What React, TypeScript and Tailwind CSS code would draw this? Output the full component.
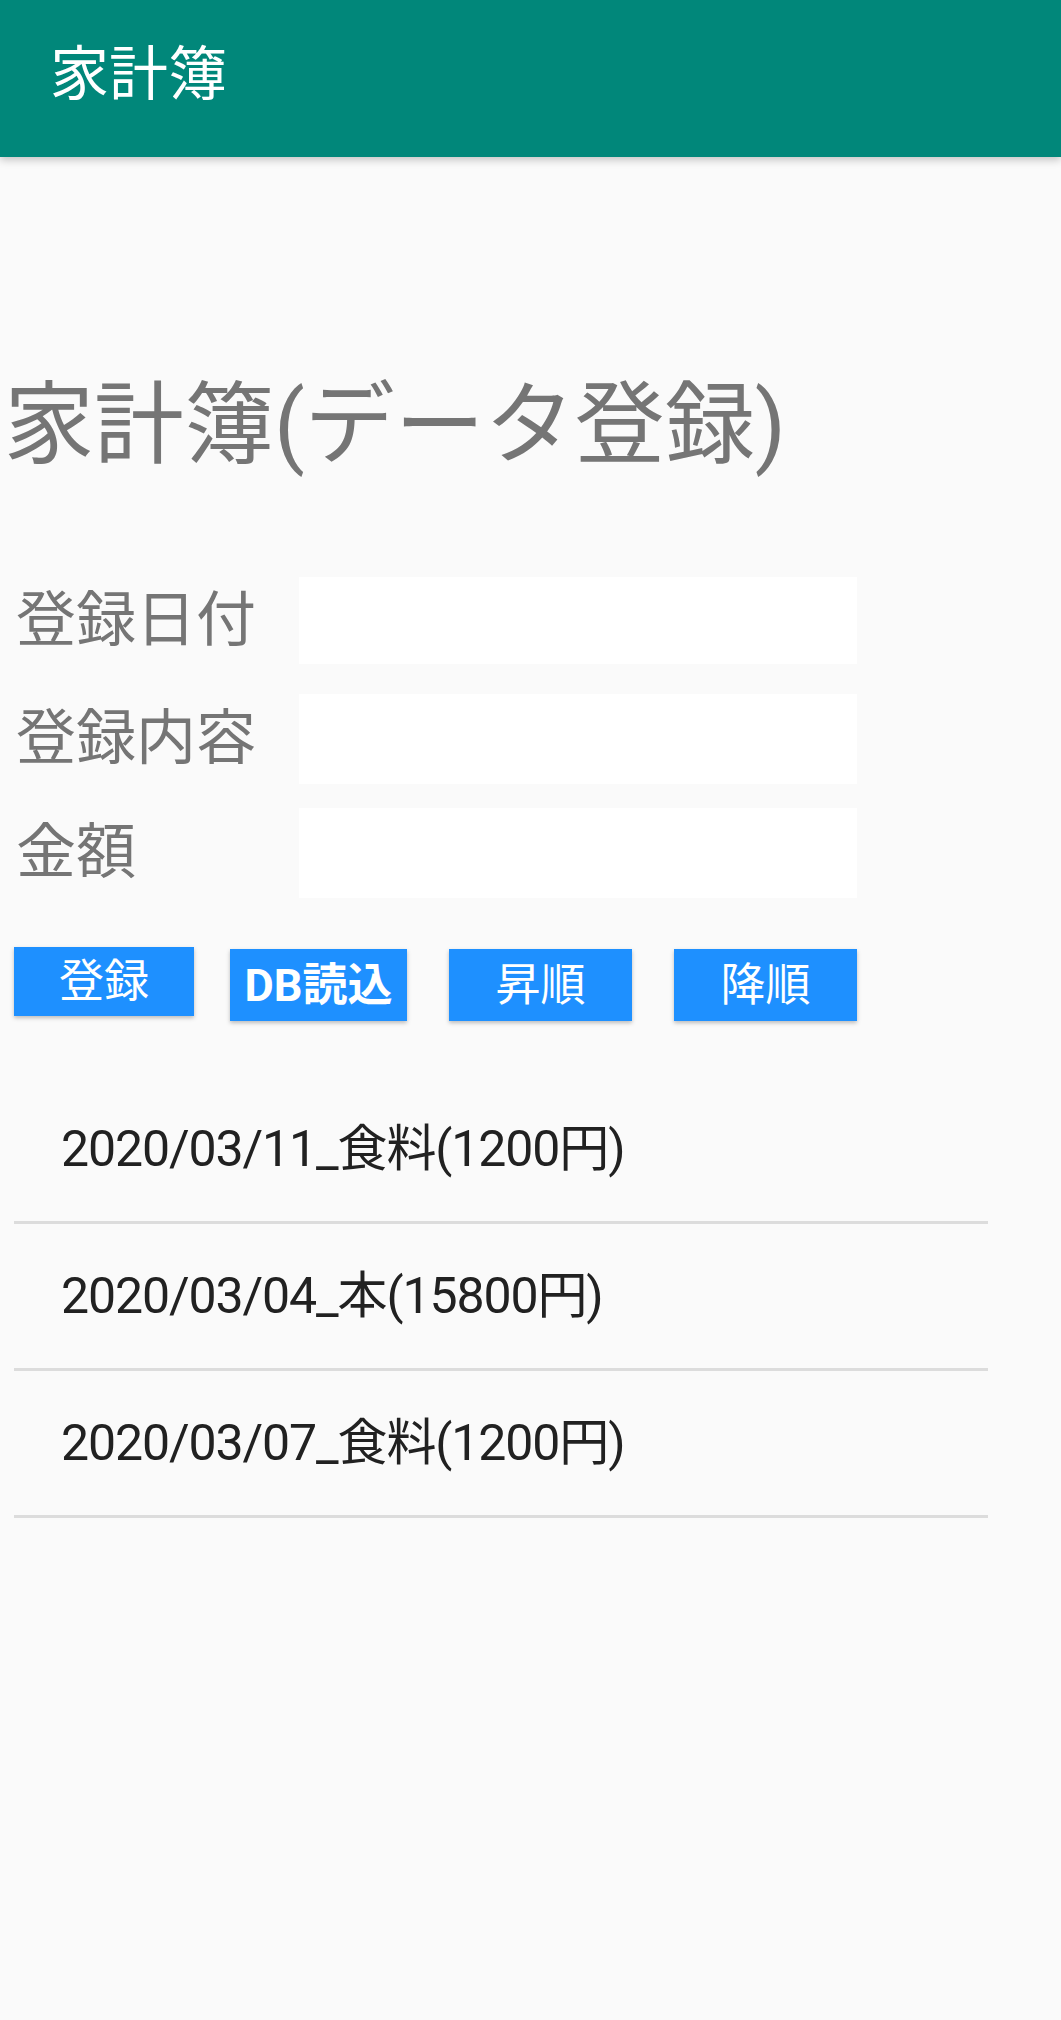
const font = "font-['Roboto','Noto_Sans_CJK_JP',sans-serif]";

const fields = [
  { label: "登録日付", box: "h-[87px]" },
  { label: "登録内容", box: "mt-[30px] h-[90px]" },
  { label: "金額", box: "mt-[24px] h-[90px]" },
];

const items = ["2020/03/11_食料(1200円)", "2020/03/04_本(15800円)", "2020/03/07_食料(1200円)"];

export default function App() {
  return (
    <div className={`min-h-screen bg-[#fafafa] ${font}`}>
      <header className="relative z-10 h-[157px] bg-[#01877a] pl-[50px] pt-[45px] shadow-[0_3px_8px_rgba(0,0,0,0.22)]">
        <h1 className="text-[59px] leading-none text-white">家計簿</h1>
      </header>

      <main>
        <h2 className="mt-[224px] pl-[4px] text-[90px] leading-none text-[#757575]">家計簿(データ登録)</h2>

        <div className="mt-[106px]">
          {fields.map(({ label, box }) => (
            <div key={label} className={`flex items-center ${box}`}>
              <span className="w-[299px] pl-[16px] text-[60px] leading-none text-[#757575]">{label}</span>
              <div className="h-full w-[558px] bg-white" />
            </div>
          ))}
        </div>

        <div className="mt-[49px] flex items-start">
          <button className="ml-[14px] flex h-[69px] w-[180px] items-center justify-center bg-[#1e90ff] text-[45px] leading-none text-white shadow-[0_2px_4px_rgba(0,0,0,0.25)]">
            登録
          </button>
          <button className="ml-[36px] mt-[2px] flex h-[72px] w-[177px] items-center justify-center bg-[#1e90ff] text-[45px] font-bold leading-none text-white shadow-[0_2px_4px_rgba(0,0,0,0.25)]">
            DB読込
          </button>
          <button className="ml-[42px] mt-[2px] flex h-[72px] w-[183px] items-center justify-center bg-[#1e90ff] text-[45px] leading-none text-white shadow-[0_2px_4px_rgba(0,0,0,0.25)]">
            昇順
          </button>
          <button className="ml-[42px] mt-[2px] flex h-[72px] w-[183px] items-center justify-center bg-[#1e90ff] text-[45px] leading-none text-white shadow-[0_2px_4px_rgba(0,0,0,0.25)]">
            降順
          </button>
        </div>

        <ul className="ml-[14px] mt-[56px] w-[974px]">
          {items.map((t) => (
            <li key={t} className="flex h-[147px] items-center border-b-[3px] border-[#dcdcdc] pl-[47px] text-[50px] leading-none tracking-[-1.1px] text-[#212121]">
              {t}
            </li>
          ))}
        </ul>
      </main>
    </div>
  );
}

→ **The problem**
Omit the pictures, then quote the rest of the material above exactly.

→ **Problem solution**
What React, TypeScript and Tailwind CSS code would draw this? Output the full component.
const font = "font-['Roboto','Noto_Sans_CJK_JP',sans-serif]";

const fields = [
  { label: "登録日付", box: "h-[87px]" },
  { label: "登録内容", box: "mt-[30px] h-[90px]" },
  { label: "金額", box: "mt-[24px] h-[90px]" },
];

const items = ["2020/03/11_食料(1200円)", "2020/03/04_本(15800円)", "2020/03/07_食料(1200円)"];

export default function App() {
  return (
    <div className={`min-h-screen bg-[#fafafa] ${font}`}>
      <header className="relative z-10 h-[157px] bg-[#01877a] pl-[50px] pt-[45px] shadow-[0_3px_8px_rgba(0,0,0,0.22)]">
        <h1 className="text-[59px] leading-none text-white">家計簿</h1>
      </header>

      <main>
        <h2 className="mt-[224px] pl-[4px] text-[90px] leading-none text-[#757575]">家計簿(データ登録)</h2>

        <div className="mt-[106px]">
          {fields.map(({ label, box }) => (
            <div key={label} className={`flex items-center ${box}`}>
              <span className="w-[299px] pl-[16px] text-[60px] leading-none text-[#757575]">{label}</span>
              <div className="h-full w-[558px] bg-white" />
            </div>
          ))}
        </div>

        <div className="mt-[49px] flex items-start">
          <button className="ml-[14px] flex h-[69px] w-[180px] items-center justify-center bg-[#1e90ff] text-[45px] leading-none text-white shadow-[0_2px_4px_rgba(0,0,0,0.25)]">
            登録
          </button>
          <button className="ml-[36px] mt-[2px] flex h-[72px] w-[177px] items-center justify-center bg-[#1e90ff] text-[45px] font-bold leading-none text-white shadow-[0_2px_4px_rgba(0,0,0,0.25)]">
            DB読込
          </button>
          <button className="ml-[42px] mt-[2px] flex h-[72px] w-[183px] items-center justify-center bg-[#1e90ff] text-[45px] leading-none text-white shadow-[0_2px_4px_rgba(0,0,0,0.25)]">
            昇順
          </button>
          <button className="ml-[42px] mt-[2px] flex h-[72px] w-[183px] items-center justify-center bg-[#1e90ff] text-[45px] leading-none text-white shadow-[0_2px_4px_rgba(0,0,0,0.25)]">
            降順
          </button>
        </div>

        <ul className="ml-[14px] mt-[56px] w-[974px]">
          {items.map((t) => (
            <li key={t} className="flex h-[147px] items-center border-b-[3px] border-[#dcdcdc] pl-[47px] text-[50px] leading-none tracking-[-1.1px] text-[#212121]">
              {t}
            </li>
          ))}
        </ul>
      </main>
    </div>
  );
}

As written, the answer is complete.